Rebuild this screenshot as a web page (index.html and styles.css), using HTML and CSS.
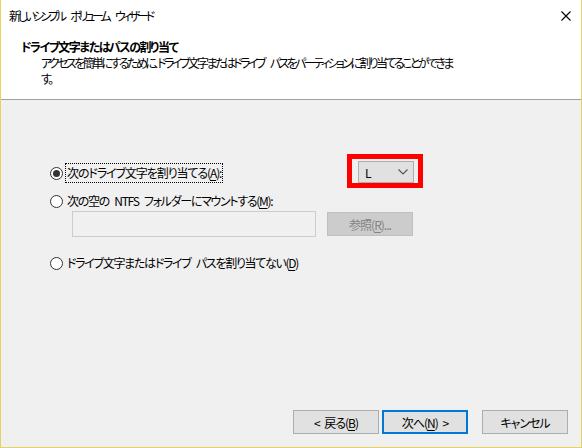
FILE: index.html
```html
<!DOCTYPE html>
<html lang="ja">
<head>
  <meta charset="UTF-8">
  <title>新しいシンプル ボリューム ウィザード</title>
  <link rel="stylesheet" href="styles.css">
</head>
<body>

  <div class="window">
    <div class="titlebar">
      <span class="title">新しいシンプル ボリューム ウィザード</span>
      <svg class="close" width="10" height="10" viewBox="0 0 10 10">
        <path d="M0.5 0.5 L9.5 9.5 M9.5 0.5 L0.5 9.5" stroke="#000" stroke-width="1.1" fill="none"/>
      </svg>
    </div>

    <div class="header">
      <div class="header-title">ドライブ文字またはパスの割り当て</div>
      <div class="header-sub">アクセスを簡単にするために、ドライブ文字またはドライブ パスをパーティションに割り当てることができま<br>す。</div>
    </div>

    <div class="content">
      <div class="option-row first">
        <span class="radio checked"></span>
        <span class="label focused">次のドライブ文字を割り当てる(<u>A</u>):</span>
        <div class="highlight">
          <div class="combo">
            <span>L</span>
            <svg width="10" height="6" viewBox="0 0 10 6">
              <path d="M0.5 0.5 L5 5 L9.5 0.5" stroke="#555" stroke-width="1.2" fill="none"/>
            </svg>
          </div>
        </div>
      </div>

      <div class="option-row second">
        <span class="radio"></span>
        <span class="label">次の空の NTFS フォルダーにマウントする(<u>M</u>):</span>
      </div>

      <div class="path-row">
        <div class="textbox"></div>
        <button class="btn disabled">参照(<u>R</u>)...</button>
      </div>

      <div class="option-row last">
        <span class="radio"></span>
        <span class="label">ドライブ文字またはドライブ パスを割り当てない(<u>D</u>)</span>
      </div>
    </div>

    <div class="footer">
      <button class="btn">&lt; 戻る(<u>B</u>)</button>
      <button class="btn default">次へ(<u>N</u>) &gt;</button>
      <button class="btn cancel">キャンセル</button>
    </div>
  </div>

</body>
</html>
```

FILE: styles.css
```css
body {
  margin: 0;
  font-family: "Noto Sans CJK JP", "Noto Sans", sans-serif;
  font-size: 12px;
  font-feature-settings: "palt";
  word-spacing: 3px;
  color: #000;
}

.window {
  width: 582px;
  height: 448px;
  box-sizing: border-box;
  border: 1px solid #e6d25c;
  border-top: none;
  background: #f0f0f0;
  display: flex;
  flex-direction: column;
}

.titlebar {
  height: 31px;
  background: #fff;
  display: flex;
  align-items: center;
  justify-content: space-between;
  padding: 0 10px 0 8px;
}

.title {
  letter-spacing: -3.2px;
  word-spacing: 7px;
}

.header {
  height: 69px;
  box-sizing: border-box;
  background: #fff;
  border-bottom: 1px solid #a0a0a0;
  padding: 8px 0 0 20px;
  line-height: 16px;
}

.header-title {
  font-weight: bold;
  letter-spacing: -1.5px;
}

.header-sub {
  padding-left: 20px;
  letter-spacing: -2.6px;
  word-spacing: 6px;
}

.content {
  flex: 1;
  padding: 63px 0 0 49px;
}

.option-row {
  display: flex;
  align-items: center;
  height: 20px;
}

.option-row.first {
  width: 373px;
}

.option-row.second {
  margin-top: 8px;
}

.option-row.last {
  margin-top: 16px;
}

.radio {
  flex: none;
  width: 11px;
  height: 11px;
  border: 1px solid #333;
  border-radius: 50%;
  background: #fff;
  position: relative;
  margin-right: 3px;
}

.radio.checked::after {
  content: "";
  position: absolute;
  left: 2px;
  top: 2px;
  width: 7px;
  height: 7px;
  border-radius: 50%;
  background: #333;
}

.label {
  padding: 0 1px;
  line-height: 18px;
  letter-spacing: -1.3px;
  word-spacing: 4px;
}

.label.focused {
  letter-spacing: -1.1px;
  outline: 1px dotted #000;
}

u {
  text-decoration-thickness: 1px;
  text-underline-offset: 2px;
}

.highlight {
  margin: -4px 0 0 auto;
  border: 5px solid #ff0000;
  padding: 2px 4px 0 6px;
}

.combo {
  width: 43px;
  height: 20px;
  border: 1px solid #adadad;
  background: #e1e1e1;
  display: flex;
  align-items: center;
  justify-content: space-between;
  padding: 0 5px 0 6px;
}

.path-row {
  display: flex;
  align-items: center;
  gap: 11px;
  margin-left: 22px;
}

.textbox {
  width: 242px;
  height: 24px;
  border: 1px solid #ccc;
  background: #f0f0f0;
}

.btn {
  width: 86px;
  height: 24px;
  font-family: inherit;
  font-size: 12px;
  font-feature-settings: "palt";
  letter-spacing: -1px;
  word-spacing: 3px;
  background: #e1e1e1;
  border: 1px solid #adadad;
  color: #000;
  padding: 0;
}

.btn.disabled {
  background: #cccccc;
  border-color: #bfbfbf;
  color: #838383;
}

.btn.default {
  border: 2px solid #0078d7;
}

.footer {
  display: flex;
  justify-content: flex-end;
  gap: 3px;
  padding: 0 13px 13px 0;
}

.btn.cancel {
  margin-left: 11px;
}
```
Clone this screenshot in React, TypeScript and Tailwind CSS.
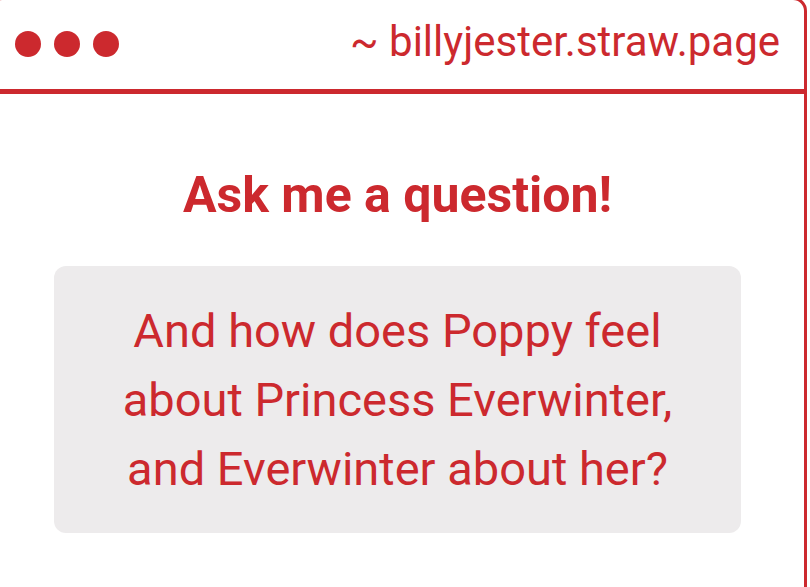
const RED = 'text-[#cc292e]'

function Dots() {
  return (
    <div className="flex items-center gap-[13px] mb-[2px]">
      <span className="w-[26px] h-[26px] rounded-full bg-[#cc292e]" />
      <span className="w-[26px] h-[26px] rounded-full bg-[#cc292e]" />
      <span className="w-[26px] h-[26px] rounded-full bg-[#cc292e]" />
    </div>
  )
}

export default function App() {
  return (
    <div className="w-[810px] h-[587px] overflow-hidden bg-white font-['Roboto',sans-serif]">
      {/* browser-style window frame */}
      <div className="ml-[-12px] mt-[-3px] w-[819px] h-[620px] border-[3px] border-[#cc292e] rounded-[14px] bg-white">
        <header className="h-[94px] flex items-center justify-between pl-[24px] pr-[24px] border-b-[5px] border-[#cc292e]">
          <Dots />
          <span className={`text-[42px] leading-none mb-[6px] ${RED}`}>~ billyjester.straw.page</span>
        </header>

        <main className="flex flex-col items-center pt-[76px] pl-[63px] pr-[63px]">
          <h1 className={`text-[50px] font-bold leading-none ${RED}`}>Ask me a question!</h1>
          <div className="mt-[46px] w-full h-[267px] rounded-[12px] bg-[#edebec] flex items-center justify-center px-[30px]">
            <p className={`text-center text-[47px] leading-[69px] ${RED}`}>
              And how does Poppy feel
              <br />
              about Princess Everwinter,
              <br />
              and Everwinter about her?
            </p>
          </div>
        </main>
      </div>
    </div>
  )
}
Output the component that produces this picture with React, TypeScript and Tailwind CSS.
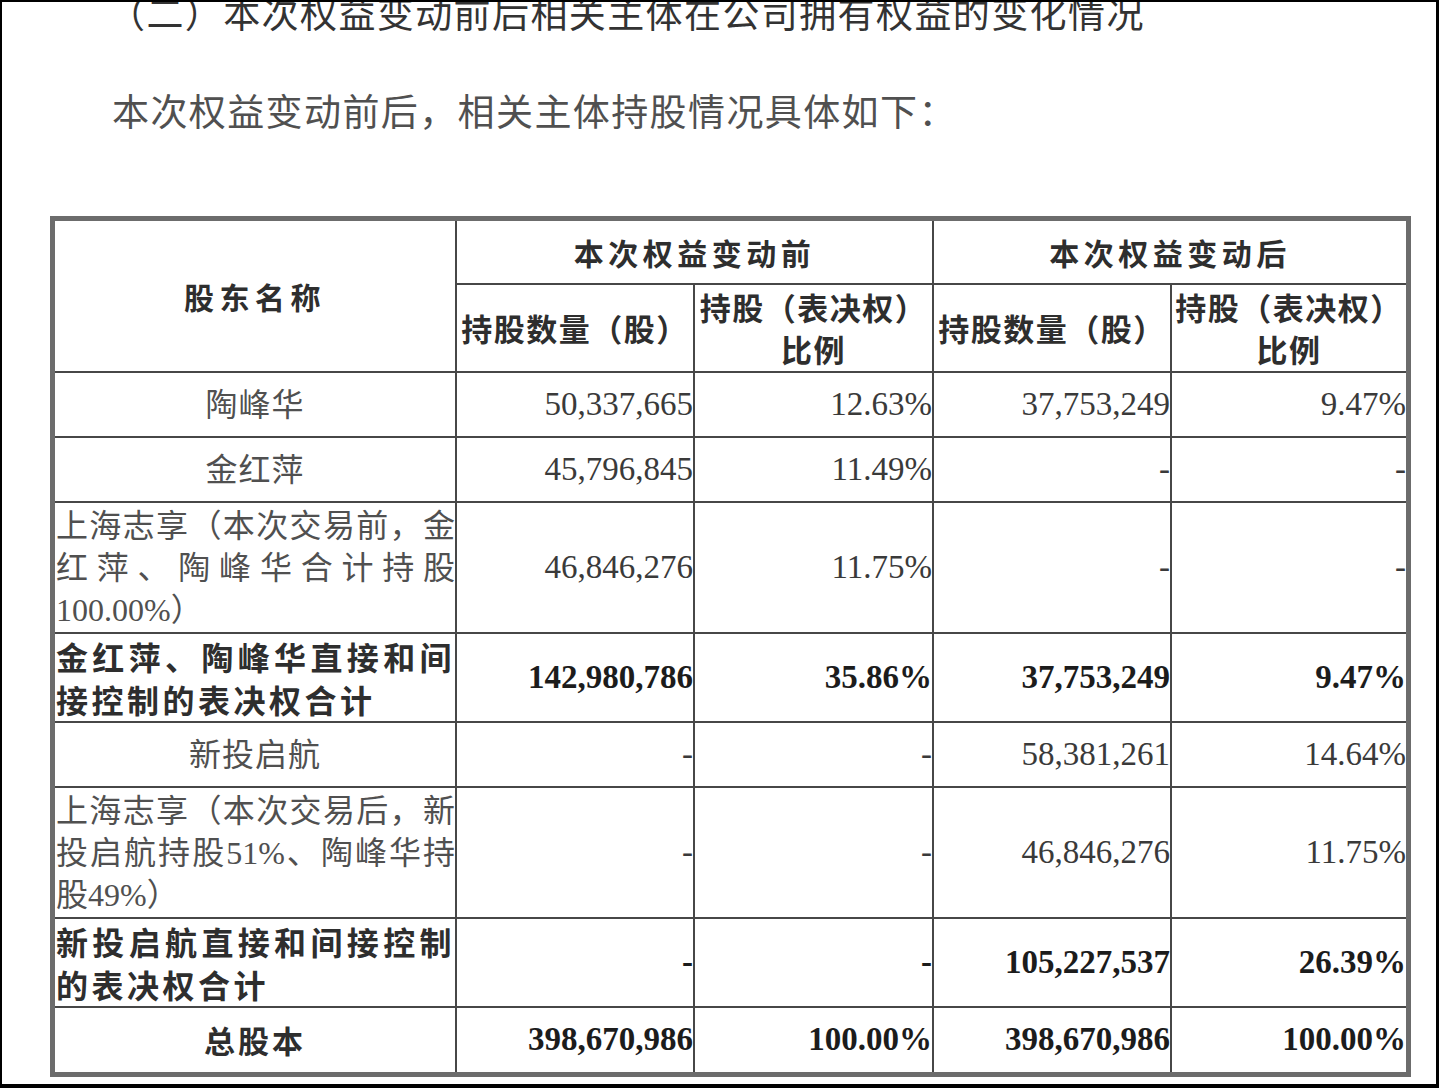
const rows = [
  { name: "陶峰华", kind: "name", v: ["50,337,665", "12.63%", "37,753,249", "9.47%"] },
  { name: "金红萍", kind: "name", v: ["45,796,845", "11.49%", "-", "-"] },
  { name: "上海志享（本次交易前，金红萍、陶峰华合计持股100.00%）", kind: "para", v: ["46,846,276", "11.75%", "-", "-"] },
  { name: "金红萍、陶峰华直接和间接控制的表决权合计", kind: "bold", v: ["142,980,786", "35.86%", "37,753,249", "9.47%"] },
  { name: "新投启航", kind: "name", v: ["-", "-", "58,381,261", "14.64%"] },
  { name: "上海志享（本次交易后，新投启航持股51%、陶峰华持股49%）", kind: "para", v: ["-", "-", "46,846,276", "11.75%"] },
  { name: "新投启航直接和间接控制的表决权合计", kind: "bold", v: ["-", "-", "105,227,537", "26.39%"] },
  { name: "总股本", kind: "total", v: ["398,670,986", "100.00%", "398,670,986", "100.00%"] },
];

const heiti = "font-[family-name:'Noto_Sans_CJK_SC',sans-serif] font-bold text-[#2e2e2e]";
const song = "font-[family-name:'Liberation_Serif','Noto_Sans_CJK_SC',serif] text-[#505050]";

function NameCell({ name, kind }: { name: string; kind: string }) {
  if (kind === "name") {
    return (
      <div className={`bg-white flex items-center justify-center text-[32px] tracking-[1px] ${song}`}>
        {name}
      </div>
    );
  }
  if (kind === "total") {
    return (
      <div className={`bg-white flex items-center justify-center text-[31px] tracking-[3px] ${heiti}`}>
        {name}
      </div>
    );
  }
  if (kind === "bold") {
    return (
      <div className={`bg-white flex items-center pl-[1px] text-[32px] leading-[43px] tracking-[3.5px] text-justify ${heiti}`}>
        <p className="w-full">{name}</p>
      </div>
    );
  }
  return (
    <div className={`bg-white flex items-center pl-[1px] text-[32px] leading-[42px] text-justify ${song}`}>
      <p className="w-full">{name}</p>
    </div>
  );
}

export default function App() {
  return (
    <div className="w-[1439px] h-[1088px] bg-white border-t-[2px] border-l-[2px] border-r-[3px] border-b-[4px] border-black overflow-hidden">
      <div className="-mt-[10px] pl-[106px] h-[40px] text-[37px] leading-[40px] tracking-[1.4px] font-[family-name:'Noto_Sans_CJK_SC',sans-serif] text-[#333]">
        （二）本次权益变动前后相关主体在公司拥有权益的变化情况
      </div>
      <div className={`mt-[62px] pl-[110px] h-[40px] text-[37px] leading-[40px] tracking-[1.4px] ${song}`}>
        本次权益变动前后，相关主体持股情况具体如下：
      </div>
      <div className="mt-[82px] ml-[48px] w-[1361px] grid grid-cols-[400px_236px_237px_236px_234px] grid-rows-[62px_86px_63px_63px_129px_87px_63px_129px_87px_64px] gap-[2px] bg-[#474747] border-[5px] border-[#6c6c6c]">
        <div className={`row-span-2 bg-white flex items-center justify-center text-[30px] tracking-[5.5px] ${heiti}`}>
          股东名称
        </div>
        <div className={`col-span-2 bg-white flex items-center justify-center text-[30px] tracking-[4.5px] ${heiti}`}>
          本次权益变动前
        </div>
        <div className={`col-span-2 bg-white flex items-center justify-center text-[30px] tracking-[4.5px] ${heiti}`}>
          本次权益变动后
        </div>
        {[0, 1].map((i) => (
          <div key={i} className="contents">
            <div className={`bg-white flex items-center justify-center text-[31px] tracking-[1.5px] whitespace-nowrap ${heiti}`}>
              持股数量（股）
            </div>
            <div className={`bg-white flex items-center justify-center text-center text-[31px] leading-[42px] tracking-[1.5px] whitespace-nowrap ${heiti}`}>
              <p>
                持股（表决权）
                <br />
                比例
              </p>
            </div>
          </div>
        ))}
        {rows.map((r) => (
          <div key={r.name} className="contents">
            <NameCell name={r.name} kind={r.kind} />
            {r.v.map((val, j) => (
              <div
                key={j}
                className={`bg-white flex items-center justify-end text-[33px] font-[family-name:'Liberation_Serif',serif] ${
                  r.kind === "bold" || r.kind === "total" ? "font-bold text-[#1c1c1c]" : "text-[#3a3a3a]"
                }`}
              >
                {val}
              </div>
            ))}
          </div>
        ))}
      </div>
    </div>
  );
}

**Given request**
Extract the part of the records that opens with the line containing "Clone this screenshot" and closes with the line containing "const RED = 'text-[#cc292e]'". Take only those lines, exactly, and no pictures.

**Answer to the problem**
Clone this screenshot in React, TypeScript and Tailwind CSS.
const RED = 'text-[#cc292e]'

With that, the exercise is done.